Österreich hatte am Dienstag nach Angaben von Innenministerin Johanna Mikl-Leitner (ÖVP) nach Berichten, dass der deutsche Bundesnachrichtendienst (BND) dem US-Geheimdienst NSA unter anderem bei der Bespitzelung heimischer Behörden geholfen haben soll, Anzeige "gegen Unbekannt" erstattet.

Die Schweiz ist weltweit der drittgrößte Wirtschaftspartner Österreichs - das beidseitige Handelsvolumen beträgt 18 Mrd. Euro - und der viertgrößte Investor. Schweizer stellen die drittgrößte Touristengruppe in Österreich. Mehr als 60.000 Auslandsösterreicher arbeiten in der Schweiz, bis zu 9.000 Grenzgänger gibt es. Österreich kann von der Schweiz laut Fischer lernen, wie Konzerne dauerhaft auf dem internationalen Markt erfolgreich sind.

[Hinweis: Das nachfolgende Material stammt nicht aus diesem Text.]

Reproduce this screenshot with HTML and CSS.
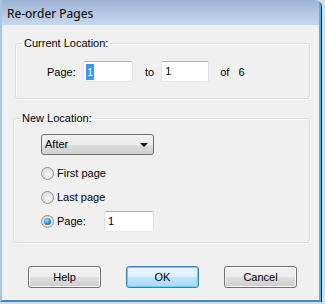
FILE: index.html
```html
<!DOCTYPE html>
<html>
<head>
    <title>Re-order Pages</title>
    <link rel="stylesheet" href="styles.css">
</head>
<body>
    <div class="window">
        <div class="titlebar">Re-order Pages</div>
        <div class="client">
            <fieldset class="group group-current">
                <legend>Current Location:</legend>
                <div class="group-body">
                    <div class="range-row">
                        <span class="range-label">Page:</span>
                        <span class="edit"><span class="selected">1</span></span>
                        <span class="range-to">to</span>
                        <span class="edit edit-to">1</span>
                        <span class="range-of">of</span>
                        <span class="range-total">6</span>
                    </div>
                </div>
            </fieldset>

            <fieldset class="group group-new">
                <legend>New Location:</legend>
                <div class="group-body">
                    <div class="combo">After<span class="combo-arrow"></span></div>
                    <div class="radio-row"><span class="radio"></span>First page</div>
                    <div class="radio-row"><span class="radio"></span>Last page</div>
                    <div class="radio-row">
                        <span class="radio checked"></span>
                        <span class="radio-label">Page:</span>
                        <span class="edit edit-page">1</span>
                    </div>
                </div>
            </fieldset>

            <div class="buttons">
                <button class="btn">Help</button>
                <button class="btn default">OK</button>
                <button class="btn">Cancel</button>
            </div>
        </div>
    </div>
</body>
</html>
```

FILE: styles.css
```css
body {
    margin: 0;
    background-color: #d9dde3;
    font-family: "Liberation Sans", Arial, sans-serif;
    font-size: 11px;
    color: #000;
}

.window {
    box-sizing: border-box;
    width: 321px;
    height: 302px;
    overflow: hidden;
    background-color: #f0f0f0;
    border-left: 2px solid #a9c6e6;
    border-right: 2px solid #4cb6e8;
    border-bottom: 2px solid #3c8cc9;
    border-top-right-radius: 6px;
    box-shadow: 1px 1px 0 #1d1d1d;
}

.titlebar {
    height: 25px;
    padding-left: 5px;
    line-height: 27px;
    font-family: "Noto Sans", sans-serif;
    font-size: 12px;
    background: linear-gradient(#9bb3d3, #c6d8ee);
}

.client {
    padding-top: 12px;
}

/* group boxes */
.group {
    margin: 0;
    padding: 0;
    border: 1px solid #d5dfe5;
    border-radius: 3px;
    box-shadow: inset 1px 1px 0 #fff, 1px 1px 0 #fff;
    box-sizing: border-box;
}

.group legend {
    margin-left: 6px;
    padding: 0 2px;
    line-height: 13px;
}

.group-current {
    margin-left: 13px;
    width: 295px;
}

.group-current .group-body {
    padding: 11px 0 16px 31px;
}

.group-new {
    margin-left: 11px;
    margin-top: 13px;
    width: 297px;
}

.group-new .group-body {
    padding: 9px 0 9px 27px;
}

.range-row {
    display: flex;
    align-items: center;
    height: 21px;
}

.range-label {
    width: 36px;
}

.edit {
    display: inline-block;
    box-sizing: border-box;
    width: 50px;
    height: 21px;
    padding: 2px 3px;
    line-height: 15px;
    background-color: #fff;
    border: 1px solid #abadb3;
    border-color: #abadb3 #dbdfe6 #e3e9ef #e2e3ea;
    border-radius: 2px;
}

.selected {
    display: inline-block;
    background-color: #3399ff;
    color: #fff;
    padding: 0 1px;
    margin-left: -1px;
    line-height: 16px;
}

.range-to {
    margin-left: 12px;
}

.edit-to {
    width: 48px;
    margin-left: 7px;
}

.range-of {
    margin-left: 11px;
}

.range-total {
    margin-left: 9px;
}

/* combo box */
.combo {
    position: relative;
    box-sizing: border-box;
    width: 113px;
    height: 21px;
    padding-left: 3px;
    line-height: 19px;
    border: 1px solid #707070;
    border-radius: 3px;
    background: linear-gradient(#f2f2f2 0%, #ebebeb 50%, #dddddd 51%, #cfcfcf 100%);
}

.combo-arrow {
    position: absolute;
    right: 5px;
    top: 8px;
    border-left: 4px solid transparent;
    border-right: 4px solid transparent;
    border-top: 4px solid #000;
}

/* radio rows */
.radio-row {
    display: flex;
    align-items: center;
    height: 24px;
}

.combo + .radio-row {
    margin-top: 6px;
}

.radio {
    position: relative;
    box-sizing: border-box;
    width: 13px;
    height: 13px;
    margin-right: 3px;
    border: 1px solid #8e8f8f;
    border-radius: 50%;
    background: radial-gradient(circle at 60% 60%, #f6f6f6, #d2d2d2);
}

.radio.checked::after {
    content: "";
    position: absolute;
    left: 2px;
    top: 2px;
    width: 7px;
    height: 7px;
    border-radius: 50%;
    background: radial-gradient(circle at 40% 35%, #a8e2ff, #2b86d6 55%, #0d3f77);
}

.radio-label {
    width: 47px;
}

.edit-page {
    width: 50px;
}

/* bottom buttons */
.buttons {
    display: flex;
    gap: 25px;
    margin-top: 23px;
    padding-left: 26px;
}

.btn {
    box-sizing: border-box;
    width: 73px;
    height: 22px;
    padding: 0;
    font-family: "Liberation Sans", Arial, sans-serif;
    font-size: 11px;
    color: #000;
    border: 1px solid #707070;
    border-radius: 3px;
    background: linear-gradient(#f2f2f2 0%, #ebebeb 50%, #dddddd 51%, #cfcfcf 100%);
    box-shadow: inset 0 0 0 1px #fcfcfc;
}

.btn.default {
    border-color: #3c7fb1;
    box-shadow: inset 0 0 0 1px #5fd3fc;
    background: linear-gradient(#eaf6fd 0%, #d9f0fc 50%, #bee6fd 51%, #a7d9f5 100%);
}
```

Auch der Vorsitz der Organisation für Sicherheit und Zusammenarbeit in Europa (OSZE) wurde besprochen. Die Schweiz hatte den Vorsitz im vergangenen Jahr inne, Österreich wird den OSZE-Vorsitz 2017 übernehmen.

Im Rahmen ihres eintägigen offiziellen Arbeitsbesuches in Österreich wird Sommaruga auch Bundeskanzler Werner Faymann (SPÖ) zu einem Gespräch treffen und die Ausstellung "Europa in Wien - Wiener Kongress 1814/15" im Unteren Belvedere besuchen.

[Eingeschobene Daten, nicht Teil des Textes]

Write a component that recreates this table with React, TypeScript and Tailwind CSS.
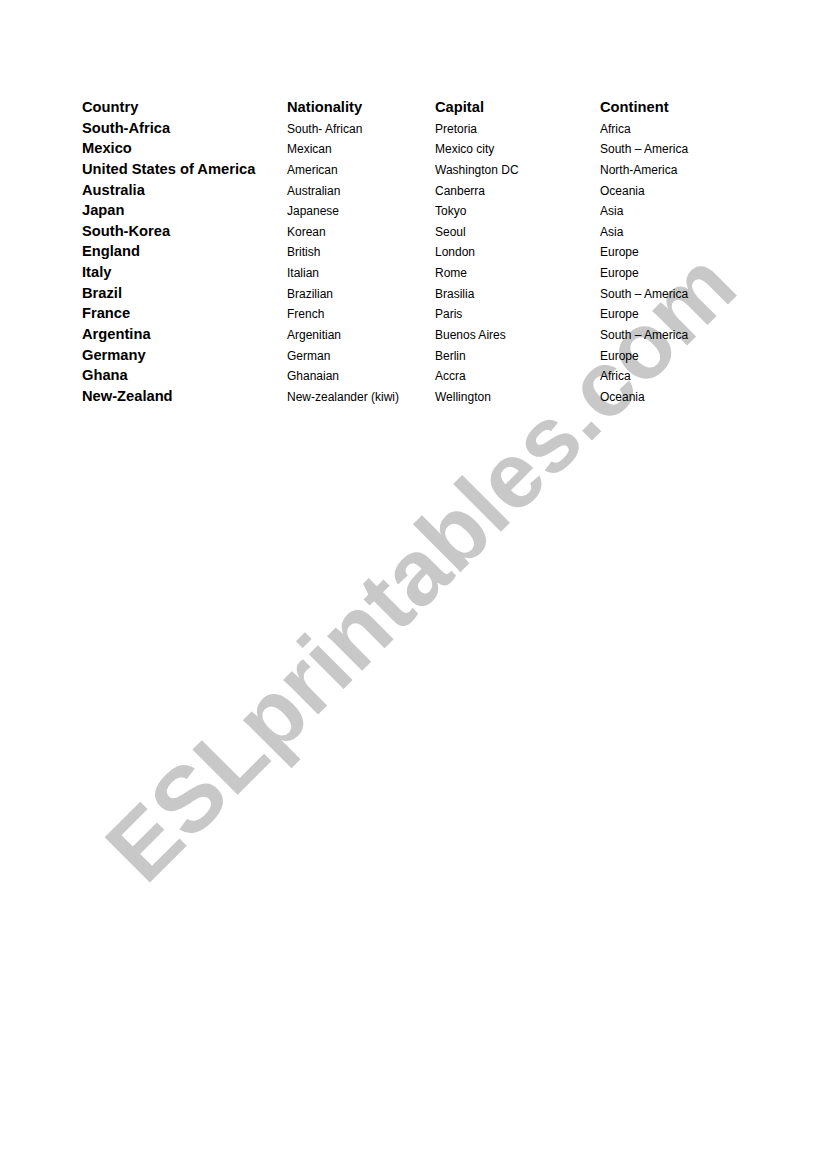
import React from "react";

const rows: [string, string, string, string][] = [
  ["South-Africa", "South- African", "Pretoria", "Africa"],
  ["Mexico", "Mexican", "Mexico city", "South – America"],
  ["United States of America", "American", "Washington DC", "North-America"],
  ["Australia", "Australian", "Canberra", "Oceania"],
  ["Japan", "Japanese", "Tokyo", "Asia"],
  ["South-Korea", "Korean", "Seoul", "Asia"],
  ["England", "British", "London", "Europe"],
  ["Italy", "Italian", "Rome", "Europe"],
  ["Brazil", "Brazilian", "Brasilia", "South – America"],
  ["France", "French", "Paris", "Europe"],
  ["Argentina", "Argenitian", "Buenos Aires", "South – America"],
  ["Germany", "German", "Berlin", "Europe"],
  ["Ghana", "Ghanaian", "Accra", "Africa"],
  ["New-Zealand", "New-zealander (kiwi)", "Wellington", "Oceania"],
];

export default function App() {
  return (
    <div
      className="relative w-[821px] h-[1169px] bg-white overflow-hidden text-black"
      style={{ fontFamily: '"Liberation Sans", Arial, sans-serif' }}
    >
      <div className="absolute left-[421px] top-[567px] -translate-x-1/2 -translate-y-1/2 -rotate-45 whitespace-nowrap text-[93px] leading-none font-bold text-[#c8c8c8] select-none">
        ESLprintables.com
      </div>

      <div className="relative pt-[97px] pl-[82px]">
        <div className="flex items-baseline h-[20.65px] text-[14.7px] font-bold">
          <div className="w-[205px] leading-[20.65px]">Country</div>
          <div className="w-[148px] leading-[16px]">Nationality</div>
          <div className="w-[165px] leading-[16px]">Capital</div>
          <div className="leading-[16px]">Continent</div>
        </div>
        {rows.map((r, i) => (
          <div key={i} className="flex items-baseline h-[20.65px]">
            <div className="w-[205px] text-[14.7px] font-bold leading-[20.65px]">{r[0]}</div>
            <div className="w-[148px] text-[12px] leading-[14px]">{r[1]}</div>
            <div className="w-[165px] text-[12px] leading-[14px]">{r[2]}</div>
            <div className="text-[12px] leading-[14px]">{r[3]}</div>
          </div>
        ))}
      </div>
    </div>
  );
}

Die Politikerin der Schweizer Sozialdemokraten (SP) hat seit November 2010 im Schweizer Bundesrat (Kollegialregierung) die Leitung des Eidgenössischen Justiz- und Polizeidepartements (Ministerium) inne. Sie wurde im Dezember des Vorjahres für das Jahr 2015 zur Bundespräsidentin gewählt. Die Mitglieder des Bundesrats wechseln einander in diesem Amt im Jahresrhythmus ab.